Plaintiff also relies on the language of Article 38(i) to lend credence to its interpretation:
* * * the Contractor hereby grants to the Government, under any patents now or hereafter issued with respect to which the Contractor now has, or prior to completion or final settlement of the contract may acquire * * *.
Plaintiff contends that this clause limits defendant's rights in patents to those acquired during the contract period, and since the Vinson Patent was acquired after the completion of the contract, no license under the Vinson Patent was intended to be granted. There are two reasons why this contention cannot be accepted. First, the clause does not actually prohibit a license under an after-acquired patent. On this issue the clause is silent. Second, the clause is specifically dealing with rights granted to defendant "in addition to the rights granted to the Government in the foregoing paragraphs of this clause [Art. 38(b)] * * *." By its very terms, then, this paragraph does not derogate from the right to practice the Subject Invention granted by Article 38(b) of the contract.
Thus the two paragraphs of Article 38 relied on by plaintiff do not demonstrate any intent to preclude an implied license arising by operation of law to protect the Subject Invention. The case of Eastern Rotorcraft Corp. v. United States, Ct.Cl., 384 F.2d 429, decided October 13, 1967, does not add any support to plaintiff's position because in that case the contract expressly stated that the Government does not obtain a license either "directly or by implication" to inventions made outside the contract. In addition, the Government there was actually aware of the dominating patent at the time it entered into the contract. In the instant case, implied licenses were not expressly precluded nor was the dominating patent known to either of the contracting parties. So although it is true that the granting of licenses is generally a matter of negotiation, Eastern Rotorcraft Corp., supra, there are a few instances when the law will do what negotiation did not explicitly do, but must have intended to do. This must be so for the reason succinctly stated in the United Printing Machinery Co. case, supra, 220 F. at 324:
I find no equity in a bill in which the complainant seeks substantially to keep what it has sold, and to prevent the defendant from having what it has bought.
We therefore find that plaintiff granted to the Government under Article 38 of the contract the right to practice and have practiced the idea embodied by the wire-splicing device in question. For this reason, and on the basis of the authority cited, we hold that defendant is licensed by implication under the dominant Vinson Patent. Consequently, plaintiff's petition is dismissed.
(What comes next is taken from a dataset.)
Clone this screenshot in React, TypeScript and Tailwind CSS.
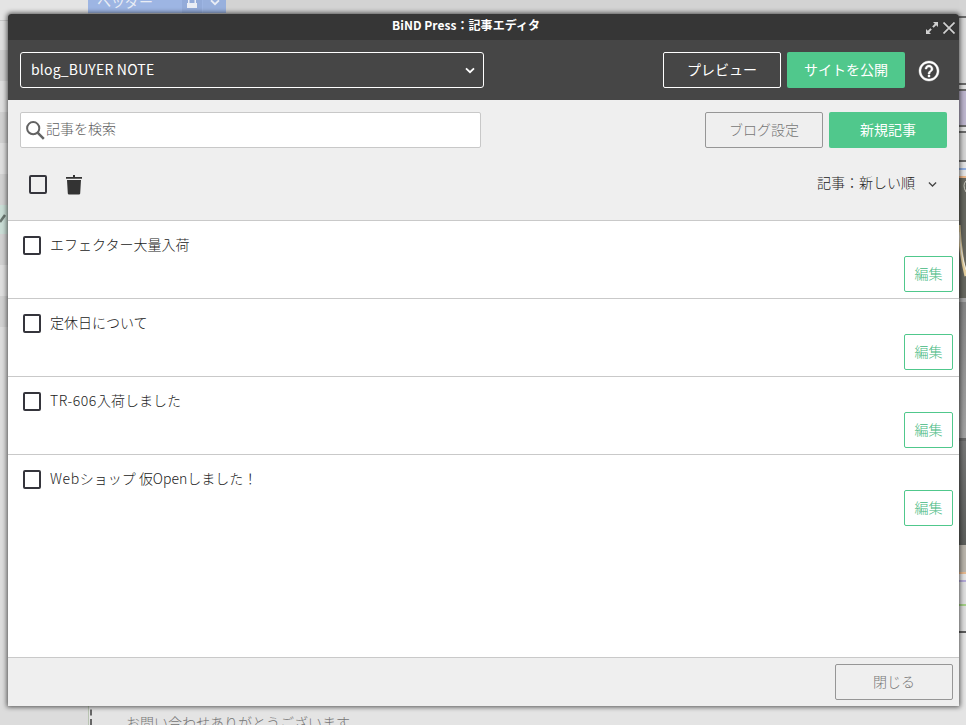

I place my vote for the defendant on the express license granted it by this contract to practice the invention, and would defer handling the porcupine problem of an implied license. The agreement expressly authorizes the Government "to practice, and cause to be practiced for the Government throughout the world, each Subject Invention," and then goes on to define "Subject Invention," as "any invention, improvement or discovery (whether or not patentable) conceived or first actually reduced to practice * * in the performance of the experimental, developmental or research work called for under this contract * * *." As the court points out, this definition is not linked to a particular patent or patents but, rather, refers to "any invention, improvement or discovery (whether or not patentable)" — to ideas or conceptions, not to patents. The agreement is thus broader than licenses which are explicitly tied to specified patents (as distinguished from discoveries or inventions) and should therefore not be read as if "Subject Invention" meant only the Byrem patent or some other patent resulting from the contract work. For the reasons given by Judge Durfee, the articles bought by the defendant clearly embodied a "Subject Invention" under this contract — if that term is understood as relating to ideas, conceptions, or inventions, and not to the Byrem or any other patent — and in my view were expressly licensed for use by or for the United States as against any patent held by this plaintiff, no matter when or how acquired. I believe too, substantially for the reasons stated in Part II of Judge Durfee's opinion, that the license provisions of the contract as a whole support, and do not negate, this interpretation of "Subject Invention" and of the express license granted the Government. Even if Mr. Byrem's discovery could not validly be patented because anticipated by the Vinson patent, the company agreed that, so far as it was concerned, the United States could utilize that idea, wholly free of liability, because it was conceived and reduced to practice in the performance of the contract. The Byrem idea did not change its character or birthright or become different when the plaintiff acquired the Vinson patent which happened to embody the same conception; the idea, as such, remained free to the Government, as against plaintiff, whether it was incorporated in one patent (Byrem) or two patents (Byrem and Vinson) or ten patents.
I would invoke the theory of the implied license cases, such as United Printing Machinery Co. v. Cross Paper Feeder Co., 220 F. 322 (D.Mass. 1915), only as one basis for reading "Subject Invention" in this contract to cover the idea, conception or invention incorporated into the Byrem patent, not the Byrem patent itself or alone. See, also, Mine Safety Appliances Co. v. United States, 364 F.2d 385, 392, 176 Ct.Cl. 777, 789-790 (1966).